Before considering how likely these consequences really are, it is important to emphasise that while there is a widespread tendency to label all of these as a form of “default” by the government it is only the first of the three, a failure of the government to make its payment obligations, that the S&P rating reflects.
In fact, I do not consider any of the three consequences above to be inevitable. The quick and easy counter is to point to Japan. As its government debt swelled to 100% of gross domestic product (GDP) and beyond, it never missed a payment, would have loved to generate a bit of inflation but consistently failed year after year and, while its currency has its ups and downs, the Yen remains one of the world’s solid currencies. While I certainly do not think that the US should aspire to repeat Japan’s experience over the last couple of decades (I would hope for a better recovery for them), this point should at least dent the simplistic assumption that default, inflation or currency collapse follow rising government debt as night follows day.
Since it is only a true default that is relevant for the S&P rating, it is worth considering more specifically how likely it is that the US government will be unable to honour its debt obligations. Regular readers of the blog will know that I regularly make the point at the heart of the “modern monetary theory” school of macroeconomics, namely that in a country where the government is the monopoly issuer of a free-floating currency, the government cannot run out of money. If your reaction to that is “of course they can print money, but that would be inflationary!”, ask yourself why that did not happen in Japan and then remind yourself that even if it did happen, it is not relevant to the S&P rating.
There is one important caveat to this monopoly issuer of the currency argument. While it certainly establishes that the US government will never be forced to default on its debt, it is still possible that it could choose to default. This choice could come about in a dysfunctional kind of way since the US imposes various constraints on itself, in particularly a congress legislated ceiling on the level of debt the government may issue. So it is possible that a failure of congress to agree to loosen these self-imposed constraints could end up engineering a default. Now that is a more subtle scenario than the one that S&P is worried about, but since it is possible, it is worth considering how serious debt-servicing is becoming for the US government. To make a comparison over time meaningful, I will take the usual approach of looking at the numbers as a proportion of GDP. Taking the lead from a recent Business Insider piece*, the chart below shows US government interest payments as a share of GDP rather than the outright size of the debt. This has the advantage of taking interest rates into account as well: even if your debt is large, it is easier to meet your payment obligations if interest rates are low than if they are high.
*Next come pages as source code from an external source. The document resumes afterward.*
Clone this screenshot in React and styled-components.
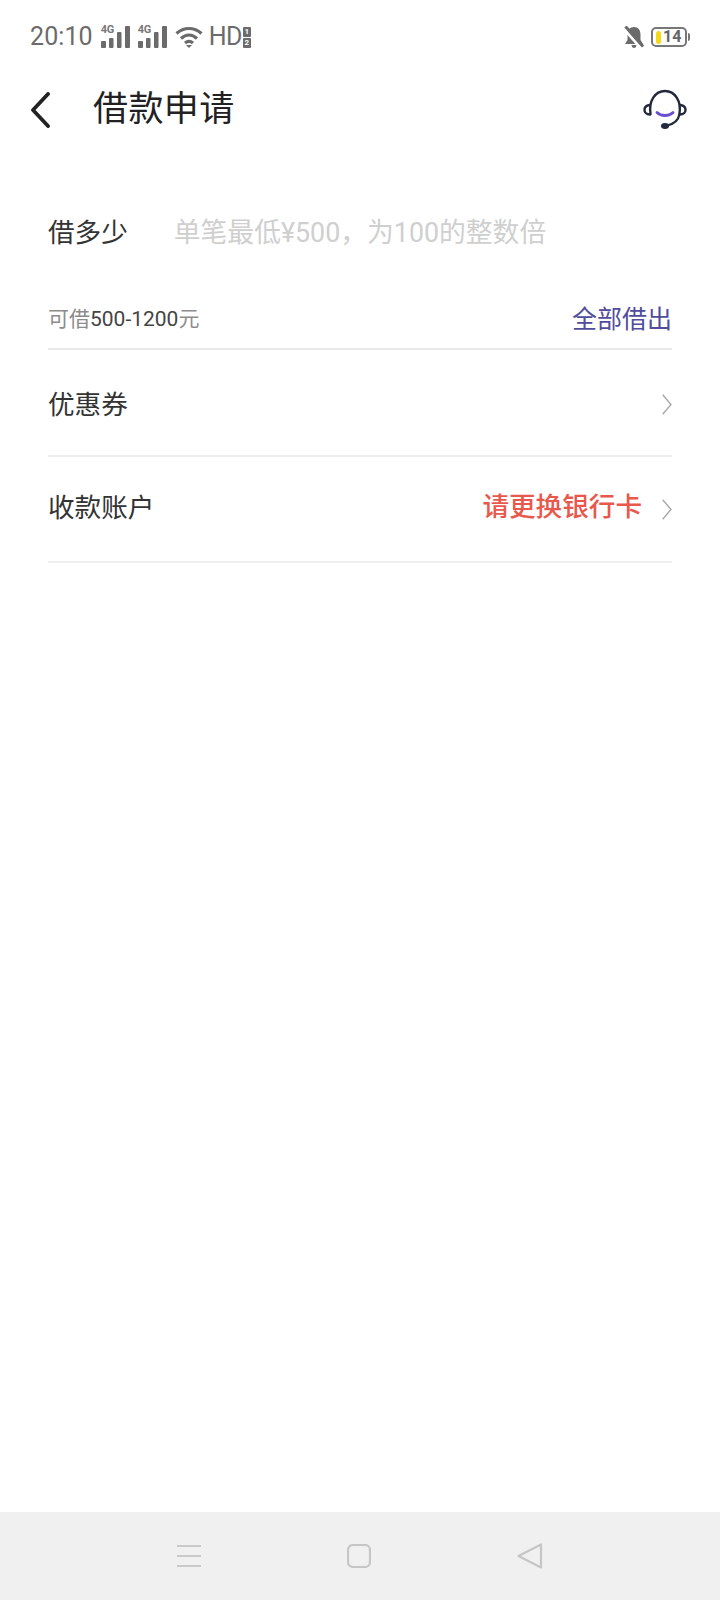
import React from 'react';
import styled, { createGlobalStyle } from 'styled-components';

const GlobalStyle = createGlobalStyle`
	html, body {
		margin: 0;
		padding: 0;
		background: #fff;
		font-family: Roboto, "Noto Sans CJK SC", sans-serif;
	}
`;

const Page = styled.div`
	display: flex;
	flex-direction: column;
	width: 720px;
	height: 1600px;
	background: #fff;
`;

const StatusBar = styled.div`
	display: flex;
	align-items: center;
	justify-content: space-between;
	height: 28px;
	padding: 23px 33px 23px 30px;
	color: #6b6b6b;
`;
const StatusGroup = styled.div`
	display: flex;
	align-items: center;
`;
const Clock = styled.span`
	font-size: 25px;
	line-height: 28px;
	letter-spacing: 0.1px;
	margin-right: 8px;
`;
const HdText = styled.span`
	font-size: 25px;
	line-height: 28px;
	letter-spacing: -0.6px;
	margin-left: 6px;
`;
const SimStack = styled.div`
	display: flex;
	flex-direction: column;
	gap: 1px;
	margin-left: 1px;
`;
const SimBadge = styled.span`
	display: block;
	width: 8px;
	height: 10px;
	border-radius: 1px;
	background: #6b6b6b;
	color: #fff;
	font-size: 8px;
	font-weight: 700;
	line-height: 10px;
	text-align: center;
`;
const SignalBox = styled.div`
	position: relative;
	width: 29px;
	height: 22px;
	margin-right: 8px;
`;
const SignalLabel = styled.span`
	position: absolute;
	left: 0;
	top: -2px;
	font-size: 11px;
	font-weight: 700;
	line-height: 12px;
	letter-spacing: -0.3px;
	color: #777;
`;
const Battery = styled.div`
	position: relative;
	display: flex;
	align-items: center;
	box-sizing: border-box;
	width: 36px;
	height: 20px;
	margin-left: 7px;
	padding-left: 3px;
	border: 2px solid #777;
	border-radius: 5px;
	&::after {
		content: '';
		position: absolute;
		right: -5px;
		top: 4px;
		width: 2px;
		height: 8px;
		background: #777;
		border-radius: 0 2px 2px 0;
	}
`;
const BatteryFill = styled.span`
	width: 5px;
	height: 13px;
	border-radius: 3px;
	background: #f3d916;
`;
const BatteryText = styled.span`
	margin-left: 2px;
	font-size: 16px;
	font-weight: 700;
	line-height: 16px;
	color: #666;
`;

const Header = styled.div`
	display: flex;
	align-items: center;
	height: 72px;
	padding: 0 32px 0 30px;
`;
const BackButton = styled.div`
	display: flex;
	width: 63px;
`;
const Title = styled.h1`
	flex: 1;
	margin: 0;
	font-size: 35px;
	font-weight: 400;
	line-height: 72px;
	letter-spacing: 0.4px;
	color: #222;
`;

const Form = styled.div`
	display: flex;
	flex-direction: column;
	padding: 0 48px;
	margin-top: 60px;
`;
const AmountRow = styled.div`
	display: flex;
	align-items: center;
	height: 54px;
`;
const Label = styled.span`
	font-size: 26.6px;
	line-height: 40px;
	color: #333;
	margin-bottom: ${(p) => (p.$lift ? '2px' : '0')};
`;
const Placeholder = styled.span`
	margin-left: 46px;
	font-size: 26.8px;
	line-height: 40px;
	color: #cfcfcf;
`;
const LimitRow = styled.div`
	display: flex;
	align-items: center;
	justify-content: space-between;
	height: 62px;
	margin-top: 26px;
	border-bottom: 2px solid #e9e9e9;
`;
const LimitText = styled.span`
	font-size: 21px;
	color: #8c8c8c;
	b {
		font-weight: 400;
		color: #444;
	}
`;
const BorrowAll = styled.span`
	font-size: 25px;
	color: #514c9c;
`;
const ListRow = styled.div`
	display: flex;
	align-items: center;
	justify-content: space-between;
	box-sizing: border-box;
	height: ${(p) => p.$height}px;
	padding-top: ${(p) => p.$pushDown || 0}px;
	border-bottom: 2px solid #eeeeee;
`;
const RowRight = styled.div`
	display: flex;
	align-items: center;
	gap: 20px;
`;
const Warning = styled.span`
	font-size: 26.6px;
	font-weight: 500;
	line-height: 40px;
	margin-bottom: 4px;
	color: #e8584d;
`;

const NavBar = styled.div`
	display: flex;
	align-items: center;
	justify-content: center;
	gap: 146px;
	height: 88px;
	margin-top: auto;
	background: #f0f0f0;
`;

const ChevronIcon = () => (
	<svg width="10" height="21" viewBox="0 0 10 21" fill="none" stroke="#a8a8a8" strokeWidth="1.4">
		<path d="M0.7 0.700 L9 10.500 L0.7 20.300" />
	</svg>
);

const SignalIcon = () => (
	<svg width="29" height="22" viewBox="0 0 29 22" fill="#6b6b6b">
		<rect x="0" y="15" width="5" height="7" rx="1" />
		<rect x="8" y="12" width="4.500" height="10" rx="1" />
		<rect x="16" y="6" width="4.500" height="16" rx="1" />
		<rect x="24" y="0" width="5" height="22" rx="1" />
	</svg>
);

const WifiIcon = () => (
	<svg width="28" height="22" viewBox="0 0 28 22" fill="none" stroke="#6b6b6b" strokeWidth="3.200">
		<path d="M1.500 7.500 C9 0.800 19 0.800 26.500 7.500" />
		<path d="M6 12.500 C11 8 17 8 22 12.500" />
		<path d="M10 17 C12.500 15 15.500 15 18 17" />
		<path d="M14 22 L11 19 H17 Z" fill="#6b6b6b" stroke="none" />
	</svg>
);

const MutedBellIcon = () => (
	<svg width="20" height="22" viewBox="0 0 20 22">
		<path d="M10 1 C14.500 1 16.500 4.500 16.500 8.500 V14 L19 18 H1 L3.500 14 V8.500 C3.500 4.500 5.500 1 10 1 Z" fill="#6b6b6b" />
		<path d="M7.500 19 H12.500 C12.300 21 11.300 22 10 22 C8.700 22 7.700 21 7.500 19 Z" fill="#6b6b6b" />
		<path d="M0 3 L17 22" stroke="#fff" strokeWidth="3" />
		<path d="M1.500 0.500 L19 20.500" stroke="#6b6b6b" strokeWidth="3" />
	</svg>
);

const BackIcon = () => (
	<svg width="22" height="36" viewBox="0 0 22 36" fill="none" stroke="#222" strokeWidth="3.800" strokeLinecap="round" strokeLinejoin="round">
		<path d="M18 2 L3 18 L18 34" />
	</svg>
);

const HeadsetIcon = () => (
	<svg width="46" height="42" viewBox="0 0 46 42" fill="none" strokeLinecap="round">
		<path d="M8.500 25 C6.500 12 13 2 23 2 C33 2 39.500 12 37.500 25" stroke="#23283c" strokeWidth="2.400" />
		<path d="M7.500 16 C4 16.500 2.500 18.500 2.500 21 C2.500 23.500 4.500 25.500 8 25.500" stroke="#23283c" strokeWidth="2.400" />
		<path d="M38.500 16 C42 16.500 43.500 18.500 43.500 21 C43.500 23.500 41.500 25.500 38 25.500" stroke="#23283c" strokeWidth="2.400" />
		<path d="M37.500 25 C36.500 31 32 35 25 36.500" stroke="#23283c" strokeWidth="2.200" />
		<ellipse cx="23" cy="37" rx="4" ry="3" fill="#23283c" />
		<path d="M15 23.500 C19 27.500 27 27.500 31 23.500" stroke="#6a4fd0" strokeWidth="2.800" />
	</svg>
);

const MenuIcon = () => (
	<svg width="24" height="24" viewBox="0 0 24 24" stroke="#cacaca" strokeWidth="2">
		<path d="M0 2 H24 M0 12 H24 M0 22 H24" />
	</svg>
);

const HomeIcon = () => (
	<svg width="24" height="24" viewBox="0 0 24 24" fill="none" stroke="#c6c6c6" strokeWidth="2.200">
		<rect x="1" y="1" width="22" height="22" rx="5" />
	</svg>
);

const ReturnIcon = () => (
	<svg width="26" height="26" viewBox="0 0 26 26" fill="none" stroke="#c6c6c6" strokeWidth="2.200" strokeLinejoin="round">
		<path d="M24 1.500 V24.500 L1.500 13 Z" />
	</svg>
);

const Signal = () => (
	<SignalBox>
		<SignalIcon />
		<SignalLabel>4G</SignalLabel>
	</SignalBox>
);

const App = () => (
	<Page>
		<GlobalStyle />
		<StatusBar>
			<StatusGroup>
				<Clock>20:10</Clock>
				<Signal />
				<Signal />
				<WifiIcon />
				<HdText>HD</HdText>
				<SimStack>
					<SimBadge>1</SimBadge>
					<SimBadge>2</SimBadge>
				</SimStack>
			</StatusGroup>
			<StatusGroup>
				<MutedBellIcon />
				<Battery>
					<BatteryFill />
					<BatteryText>14</BatteryText>
				</Battery>
			</StatusGroup>
		</StatusBar>
		<Header>
			<BackButton>
				<BackIcon />
			</BackButton>
			<Title>借款申请</Title>
			<HeadsetIcon />
		</Header>
		<Form>
			<AmountRow>
				<Label>借多少</Label>
				<Placeholder>单笔最低¥500，为100的整数倍</Placeholder>
			</AmountRow>
			<LimitRow>
				<LimitText>
					可借<b>500-1200</b>元
				</LimitText>
				<BorrowAll>全部借出</BorrowAll>
			</LimitRow>
			<ListRow $height={107} $pushDown={4}>
				<Label>优惠券</Label>
				<ChevronIcon />
			</ListRow>
			<ListRow $height={106}>
				<Label $lift>收款账户</Label>
				<RowRight>
					<Warning>请更换银行卡</Warning>
					<ChevronIcon />
				</RowRight>
			</ListRow>
		</Form>
		<NavBar>
			<MenuIcon />
			<HomeIcon />
			<ReturnIcon />
		</NavBar>
	</Page>
);

export default App;
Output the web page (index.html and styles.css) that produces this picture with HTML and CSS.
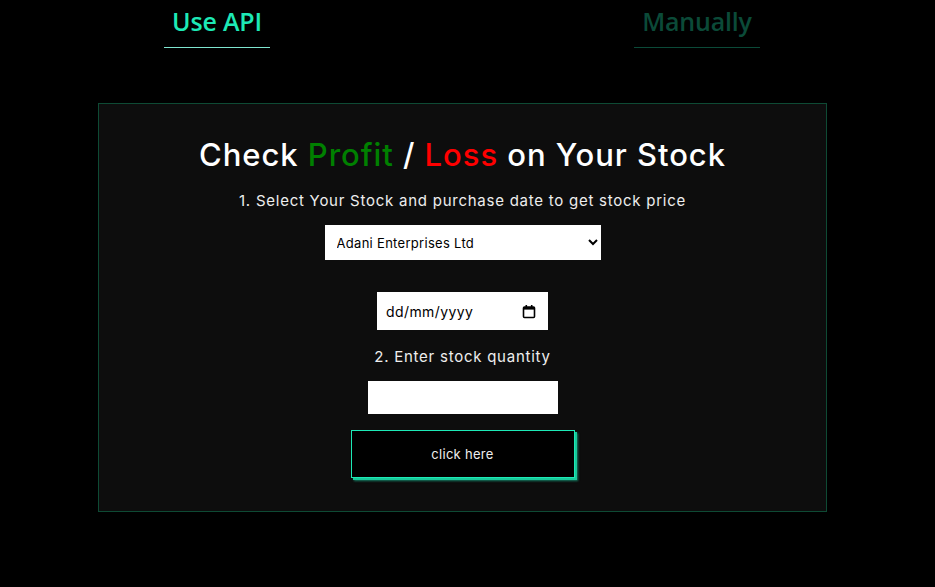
FILE: index.html
```html
<!DOCTYPE html>
<html lang="en">
<head>
<meta charset="utf-8">
<title>Profit / Loss</title>
<link rel="stylesheet" href="styles.css">
</head>
<body>
<nav class="tabs">
  <div class="tab-cell tab-cell-left"><a class="tab tab-active">Use API</a></div>
  <div class="tab-cell tab-cell-right"><a class="tab tab-inactive">Manually</a></div>
</nav>
<main class="card">
  <h1 class="title">Check <span class="profit">Profit</span> / <span class="loss">Loss</span> on Your Stock</h1>
  <p class="label">1. Select Your Stock and purchase date to get stock price</p>
  <select class="stock-select">
    <option>Adani Enterprises Ltd</option>
  </select>
  <label class="date-box">
    <input class="date-text" type="text" placeholder="dd/mm/yyyy">
    <svg class="cal-icon" width="14" height="15" viewBox="0 0 14 15" aria-hidden="true">
      <rect x="1.5" y="3" width="11" height="10.5" rx="1" fill="none" stroke="#000" stroke-width="1.6"/>
      <rect x="1.5" y="3" width="11" height="2.6" fill="#000"/>
      <rect x="3.5" y="1" width="1.6" height="2.5" fill="#000"/>
      <rect x="8.9" y="1" width="1.6" height="2.5" fill="#000"/>
    </svg>
  </label>
  <p class="label label-qty">2. Enter stock quantity</p>
  <input class="qty-input" type="number">
  <button class="btn">click here</button>
</main>
</body>
</html>
```
FILE: styles.css
```css
html, body {
  margin: 0;
  padding: 0;
  background: #000;
}
body {
  font-family: "Open Sans", "Noto Sans", sans-serif;
  color: #eee;
  min-height: 587px;
}
.tabs {
  display: flex;
  padding-top: 3px;
  width: 935px;
}
.tab-cell {
  display: flex;
  justify-content: center;
  flex-shrink: 0;
}
.tab-cell-left { width: 434px; }
.tab-cell-right { width: 396px; margin-left: 65px; }
.tab {
  font-family: "Open Sans", sans-serif;
  font-weight: 600;
  font-size: 25px;
  letter-spacing: -0.2px;
  line-height: 36px;
  display: block;
}
.tab-active {
  color: #1de9b6;
  border-bottom: 1px solid #7fe6d0;
  padding: 0 8px 8px;
}
.tab-inactive {
  color: #0b4a38;
  border-bottom: 1px solid #0b4a38;
  padding: 0 8px 8px;
}
.card {
  box-sizing: border-box;
  width: 729px;
  height: 409px;
  margin: 55px 0 0 98px;
  background: #0d0d0d;
  border: 1px solid #0e4a34;
  display: flex;
  flex-direction: column;
  align-items: center;
  padding-top: 32px;
}
.title {
  font-family: "Inter", "Roboto", sans-serif;
  font-weight: 500;
  font-size: 31px;
  line-height: 38px;
  margin: 0;
  color: #fff;
  letter-spacing: 0.95px;
}
.profit { color: #008000; }
.loss { color: #ff0000; }
.label {
  font-family: "Inter", "Roboto", sans-serif;
  font-size: 15px;
  line-height: 20px;
  margin: 17px 0 0;
  color: #eee;
  letter-spacing: 0.75px;
}
.stock-select {
  margin-top: 14px;
  width: 276px;
  height: 35px;
  border: none;
  border-radius: 0;
  background: #fff;
  font-family: "Inter", "Roboto", sans-serif;
  font-size: 13px;
  letter-spacing: 0.3px;
  color: #000;
  padding: 0 8px;
}
.date-box {
  margin-top: 32px;
  box-sizing: border-box;
  width: 171px;
  height: 38px;
  background: #fff;
  display: flex;
  align-items: center;
  padding: 0 12px 0 9px;
  gap: 4px;
}
.date-text {
  flex: 1;
  min-width: 0;
  border: none;
  outline: none;
  padding: 0;
  background: transparent;
  font-family: "Inter", "Roboto", sans-serif;
  font-size: 14px;
  letter-spacing: 0.4px;
  color: #000;
}
.date-text::placeholder {
  color: #000;
  opacity: 1;
}
.cal-icon { flex-shrink: 0; }
.label-qty {
  margin-top: 17px;
}
.qty-input {
  margin-top: 14px;
  box-sizing: border-box;
  width: 190px;
  height: 33px;
  border: none;
  border-radius: 0;
  background: #fff;
}
.btn {
  margin-top: 16px;
  box-sizing: border-box;
  width: 224px;
  height: 48px;
  background: #000;
  color: #eee;
  border: 1px solid #1de9b6;
  box-shadow: 2px 2px 0 #17c99a, 3px 3px 2px rgba(29,233,182,0.5);
  font-family: "Inter", "Roboto", sans-serif;
  font-size: 13px;
  letter-spacing: 0.3px;
}
```
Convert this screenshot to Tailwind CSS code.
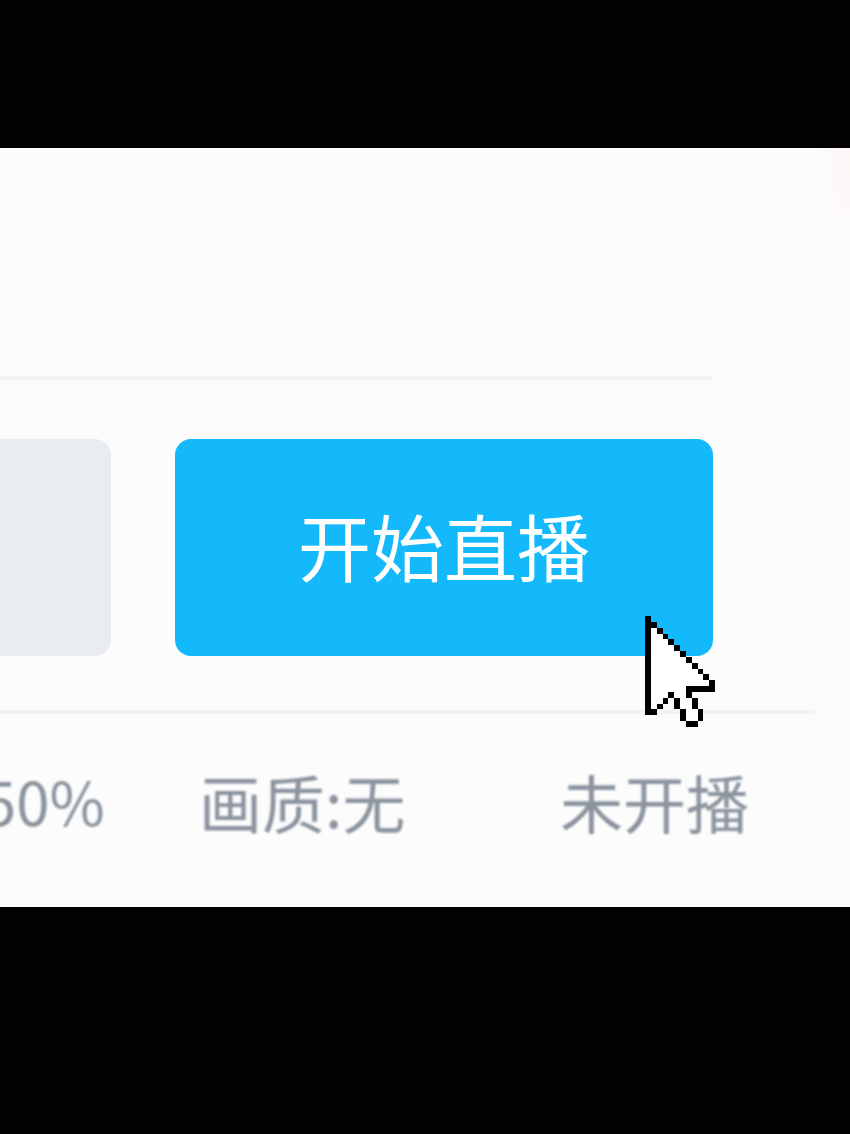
<!DOCTYPE html>
<html lang="zh">
<head>
<meta charset="utf-8">
<script src="https://cdn.jsdelivr.net/npm/@tailwindcss/browser@4"></script>
</head>
<body class="bg-black">
<div class="w-[850px] h-[1134px] flex flex-col bg-black overflow-hidden font-['Noto_Sans_CJK_SC','Noto_Sans',sans-serif]">
  <div class="h-[148px] shrink-0 bg-[#020203]"></div>
  <main class="relative h-[759px] shrink-0 overflow-hidden bg-[#fcfcfc] pt-[228px]">
    <div class="absolute right-0 top-0 h-[120px] w-[40px] bg-[radial-gradient(ellipse_at_top_right,#fdf6f5,#fcfcfc_70%)]"></div>
    <div class="h-[4px] w-[713px] bg-[#f4f3f2] blur-[0.6px]"></div>
    <div class="mt-[59px] flex h-[217px] gap-[64px]">
      <div class="w-[111px] rounded-r-[16px] bg-[#e9edf2] blur-[0.5px]"></div>
      <button class="flex w-[538px] items-center justify-center rounded-[16px] bg-[#14b9fb] pb-[7px] text-[73px] font-normal leading-none text-white blur-[0.7px]">开始直播</button>
    </div>
    <div class="mt-[54px] h-[4px] w-[815px] bg-[#f4f3f2] blur-[0.6px]"></div>
    <div class="relative mt-[46px] flex h-[80px] items-center text-[63px] leading-none text-[#8a939e] blur-[0.8px]">
      <span class="ml-[-17px] w-[216px] text-[60px]">50%</span>
      <span class="w-[361px]">画质:无</span>
      <span>未开播</span>
    </div>
    <svg class="absolute left-[645px] top-[468px] w-[70px] h-[111px] blur-[0.3px]" viewBox="0 0 12 19" shape-rendering="crispEdges" aria-hidden="true">
      <path fill="#fff" d="M1 1h1v1h1v1h1v1h1v1h1v1h1v1h1v1h1v1h1v1h1v1v1H7v2h1v2h1v2H7v-2H6v-2H5v-1H4v1H3v1H2v1H1z"/>
      <g fill="#000">
        <rect x="0" y="0" width="1" height="17"/>
        <rect x="1" y="1" width="1" height="1"/>
        <rect x="2" y="2" width="1" height="1"/>
        <rect x="3" y="3" width="1" height="1"/>
        <rect x="4" y="4" width="1" height="1"/>
        <rect x="5" y="5" width="1" height="1"/>
        <rect x="6" y="6" width="1" height="1"/>
        <rect x="7" y="7" width="1" height="1"/>
        <rect x="8" y="8" width="1" height="1"/>
        <rect x="9" y="9" width="1" height="1"/>
        <rect x="10" y="10" width="1" height="1"/>
        <rect x="11" y="11" width="1" height="2"/>
        <rect x="7" y="12" width="4" height="1"/>
        <rect x="7" y="13" width="1" height="1"/>
        <rect x="8" y="14" width="1" height="2"/>
        <rect x="9" y="16" width="1" height="2"/>
        <rect x="7" y="18" width="2" height="1"/>
        <rect x="6" y="16" width="1" height="2"/>
        <rect x="5" y="14" width="1" height="2"/>
        <rect x="4" y="13" width="1" height="1"/>
        <rect x="3" y="14" width="1" height="1"/>
        <rect x="2" y="15" width="1" height="1"/>
        <rect x="1" y="16" width="1" height="1"/>
      </g>
    </svg>
  </main>
  <div class="flex-1 bg-[#020203]"></div>
</div>
</body>
</html>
US federal government interest payments as a share of GDP
So the interest servicing position of the US government has actually improved of late and is certainly much better than it was in the 1980s and 1990s. So why is S&P reacting now? I would say it is because timing is not their strong suit (and they do not really understand what they are doing). Ahh, you say, but what happens when interest rates start going up? Since the US Federal Reserve controls short-term interest rates and of late, through its Quantitative Easing programs, has been playing around with longer-term interest rates as well, the US government is in a somewhat better position than a typical home-borrower, and interest rates will only start to rise once economic activity picks up again. Then the magic of automatic stabilisers come into play: tax receipts will rise as companies make more profit and more people are back at work, and unemployment benefits and other government expenditure will drop and the growth of government debt will slow or reverse.
So, there is no need for panic. Once again, the rating agencies are showing that we should not be paying too much attention to them. After all, as they all repeatedly said in hearings in the wake of the financial crisis, their ratings are just “opinions” and not always very useful ones at that.
Data Source: Federal Reserve of St Louis (“FRED” database).
* As Bill Mitchell, @ramanan and others have noted the Business Insider chart, while looking much the same as my chart, has the scale of the vertical axis out by a factor 10.